§ **EXERCISE OBJECTIVE**
Write out the material again exactly, please, and omit the pictures.

........

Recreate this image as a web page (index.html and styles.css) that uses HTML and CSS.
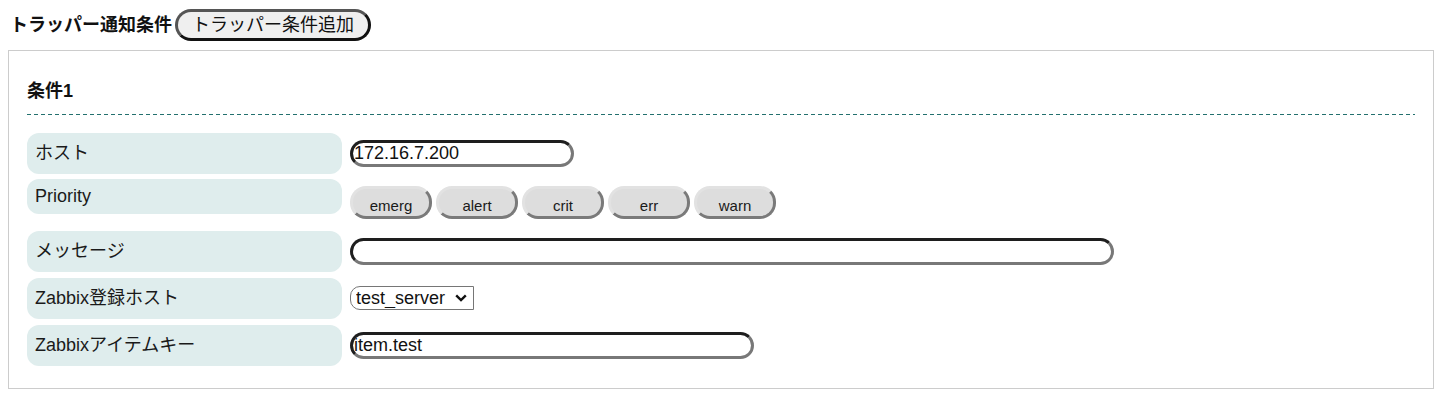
FILE: index.html
```html
<!DOCTYPE html>
<html lang="ja">
<head>
<meta charset="utf-8">
<title>トラッパー通知条件</title>
<link rel="stylesheet" href="styles.css">
</head>
<body>
<div class="title-row">
  <span class="title">トラッパー通知条件</span>
  <button class="add-btn" type="button">トラッパー条件追加</button>
</div>
<div class="box">
  <div class="cond-head">条件1</div>
  <div class="rows">
    <div class="row">
      <div class="label">ホスト</div>
      <div class="value"><input class="field field-host" type="text" value="172.16.7.200"></div>
    </div>
    <div class="row row-priority">
      <div class="label latin">Priority</div>
      <div class="value prio">
        <button class="prio-btn" type="button">emerg</button>
        <button class="prio-btn" type="button">alert</button>
        <button class="prio-btn" type="button">crit</button>
        <button class="prio-btn" type="button">err</button>
        <button class="prio-btn" type="button">warn</button>
      </div>
    </div>
    <div class="row">
      <div class="label">メッセージ</div>
      <div class="value"><input class="field field-msg" type="text" value=""></div>
    </div>
    <div class="row">
      <div class="label">Zabbix登録ホスト</div>
      <div class="value sel-value">
        <span class="select-wrap">
          <select class="select"><option>test_server</option></select>
          <svg class="chev" width="12" height="8" viewBox="0 0 12 8"><path d="M1.2 1.3 L6 6 L10.8 1.3" fill="none" stroke="#111" stroke-width="2.4"/></svg>
        </span>
      </div>
    </div>
    <div class="row">
      <div class="label">Zabbixアイテムキー</div>
      <div class="value"><input class="field field-item" type="text" value="item.test"></div>
    </div>
  </div>
</div>
</body>
</html>
```
FILE: styles.css
```css
body {
  margin: 8px;
  font-family: "Liberation Sans", "Noto Sans CJK JP", sans-serif;
  font-size: 18px;
  color: #111;
  background: #fff;
}

.title-row {
  display: flex;
  align-items: center;
  gap: 3px;
  height: 33px;
  margin-bottom: 9px;
}

.title {
  font-weight: bold;
  padding-left: 2px;
  line-height: 26px;
}

.add-btn {
  font-family: inherit;
  font-size: 18px;
  line-height: 26px;
  height: 32px;
  padding: 0 14px 0 14px;
  background: #efefef;
  color: #111;
  border: 3px solid;
  border-color: #555 #111 #111 #555;
  border-radius: 16px;
}

.box {
  border: 1px solid #cccccc;
  margin-right: 4px;
  padding: 0 18px 22px;
}

.cond-head {
  font-weight: bold;
  line-height: 26px;
  margin-top: 27px;
  padding-bottom: 10px;
  margin-bottom: 18px;
}

.cond-head::after {
  content: "";
  display: block;
  height: 1px;
  margin-top: 10px;
  margin-bottom: -10px;
  background: repeating-linear-gradient(90deg, #23706e 0 4px, transparent 4px 7px);
}

.rows {
  display: flex;
  flex-direction: column;
  gap: 6px;
}

.row {
  display: flex;
  align-items: flex-start;
  gap: 8px;
}

.row:first-child {
  margin-bottom: -1px;
}

.label {
  width: 315px;
  flex: none;
  box-sizing: border-box;
  background: #dfeded;
  border-radius: 12px;
  padding: 8px 8px;
  line-height: 25px;
  color: #1a1a1a;
}

.label.latin {
  line-height: 19px;
}

.value {
  padding-top: 7px;
}

.row-priority .value {
  padding-bottom: 6px;
}

.field {
  box-sizing: border-box;
  height: 27px;
  padding: 0 1px;
  font-family: inherit;
  font-size: 18px;
  color: #111;
  background: #fff;
  border: 3px solid;
  border-color: #1e1e1e #787878 #787878 #1e1e1e;
  border-radius: 14px;
  outline: none;
  display: block;
}

.field-host { width: 224px; }
.field-msg { width: 764px; }
.field-item { width: 404px; }

.prio {
  display: flex;
  gap: 4px;
}

.prio-btn {
  box-sizing: border-box;
  width: 82px;
  height: 33px;
  font-family: "Liberation Sans", sans-serif;
  font-size: 15px;
  color: #1a1a1a;
  background: #dddddd;
  border: 3px solid;
  border-color: #e2e2e2 #7a7a7a #7a7a7a #e2e2e2;
  border-radius: 16px;
  padding: 5px 0 0;
}

.sel-value {
  padding-top: 8px;
}

.select-wrap {
  position: relative;
  display: inline-block;
}

.select {
  appearance: none;
  -webkit-appearance: none;
  box-sizing: border-box;
  width: 124px;
  height: 24px;
  font-family: inherit;
  font-size: 18px;
  line-height: 20px;
  color: #111;
  background: #fff;
  border: 1px solid #767676;
  border-radius: 10px 0 0 10px;
  padding: 0 0 0 5px;
  display: block;
}

.chev {
  position: absolute;
  right: 7px;
  top: 8px;
  pointer-events: none;
}
```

........

§ **ANSWER TO THE TASK**
Recreate this image as a web page (index.html and styles.css) that uses HTML and CSS.
FILE: index.html
```html
<!DOCTYPE html>
<html lang="ja">
<head>
<meta charset="utf-8">
<title>トラッパー通知条件</title>
<link rel="stylesheet" href="styles.css">
</head>
<body>
<div class="title-row">
  <span class="title">トラッパー通知条件</span>
  <button class="add-btn" type="button">トラッパー条件追加</button>
</div>
<div class="box">
  <div class="cond-head">条件1</div>
  <div class="rows">
    <div class="row">
      <div class="label">ホスト</div>
      <div class="value"><input class="field field-host" type="text" value="172.16.7.200"></div>
    </div>
    <div class="row row-priority">
      <div class="label latin">Priority</div>
      <div class="value prio">
        <button class="prio-btn" type="button">emerg</button>
        <button class="prio-btn" type="button">alert</button>
        <button class="prio-btn" type="button">crit</button>
        <button class="prio-btn" type="button">err</button>
        <button class="prio-btn" type="button">warn</button>
      </div>
    </div>
    <div class="row">
      <div class="label">メッセージ</div>
      <div class="value"><input class="field field-msg" type="text" value=""></div>
    </div>
    <div class="row">
      <div class="label">Zabbix登録ホスト</div>
      <div class="value sel-value">
        <span class="select-wrap">
          <select class="select"><option>test_server</option></select>
          <svg class="chev" width="12" height="8" viewBox="0 0 12 8"><path d="M1.2 1.3 L6 6 L10.8 1.3" fill="none" stroke="#111" stroke-width="2.4"/></svg>
        </span>
      </div>
    </div>
    <div class="row">
      <div class="label">Zabbixアイテムキー</div>
      <div class="value"><input class="field field-item" type="text" value="item.test"></div>
    </div>
  </div>
</div>
</body>
</html>
```
FILE: styles.css
```css
body {
  margin: 8px;
  font-family: "Liberation Sans", "Noto Sans CJK JP", sans-serif;
  font-size: 18px;
  color: #111;
  background: #fff;
}

.title-row {
  display: flex;
  align-items: center;
  gap: 3px;
  height: 33px;
  margin-bottom: 9px;
}

.title {
  font-weight: bold;
  padding-left: 2px;
  line-height: 26px;
}

.add-btn {
  font-family: inherit;
  font-size: 18px;
  line-height: 26px;
  height: 32px;
  padding: 0 14px 0 14px;
  background: #efefef;
  color: #111;
  border: 3px solid;
  border-color: #555 #111 #111 #555;
  border-radius: 16px;
}

.box {
  border: 1px solid #cccccc;
  margin-right: 4px;
  padding: 0 18px 22px;
}

.cond-head {
  font-weight: bold;
  line-height: 26px;
  margin-top: 27px;
  padding-bottom: 10px;
  margin-bottom: 18px;
}

.cond-head::after {
  content: "";
  display: block;
  height: 1px;
  margin-top: 10px;
  margin-bottom: -10px;
  background: repeating-linear-gradient(90deg, #23706e 0 4px, transparent 4px 7px);
}

.rows {
  display: flex;
  flex-direction: column;
  gap: 6px;
}

.row {
  display: flex;
  align-items: flex-start;
  gap: 8px;
}

.row:first-child {
  margin-bottom: -1px;
}

.label {
  width: 315px;
  flex: none;
  box-sizing: border-box;
  background: #dfeded;
  border-radius: 12px;
  padding: 8px 8px;
  line-height: 25px;
  color: #1a1a1a;
}

.label.latin {
  line-height: 19px;
}

.value {
  padding-top: 7px;
}

.row-priority .value {
  padding-bottom: 6px;
}

.field {
  box-sizing: border-box;
  height: 27px;
  padding: 0 1px;
  font-family: inherit;
  font-size: 18px;
  color: #111;
  background: #fff;
  border: 3px solid;
  border-color: #1e1e1e #787878 #787878 #1e1e1e;
  border-radius: 14px;
  outline: none;
  display: block;
}

.field-host { width: 224px; }
.field-msg { width: 764px; }
.field-item { width: 404px; }

.prio {
  display: flex;
  gap: 4px;
}

.prio-btn {
  box-sizing: border-box;
  width: 82px;
  height: 33px;
  font-family: "Liberation Sans", sans-serif;
  font-size: 15px;
  color: #1a1a1a;
  background: #dddddd;
  border: 3px solid;
  border-color: #e2e2e2 #7a7a7a #7a7a7a #e2e2e2;
  border-radius: 16px;
  padding: 5px 0 0;
}

.sel-value {
  padding-top: 8px;
}

.select-wrap {
  position: relative;
  display: inline-block;
}

.select {
  appearance: none;
  -webkit-appearance: none;
  box-sizing: border-box;
  width: 124px;
  height: 24px;
  font-family: inherit;
  font-size: 18px;
  line-height: 20px;
  color: #111;
  background: #fff;
  border: 1px solid #767676;
  border-radius: 10px 0 0 10px;
  padding: 0 0 0 5px;
  display: block;
}

.chev {
  position: absolute;
  right: 7px;
  top: 8px;
  pointer-events: none;
}
```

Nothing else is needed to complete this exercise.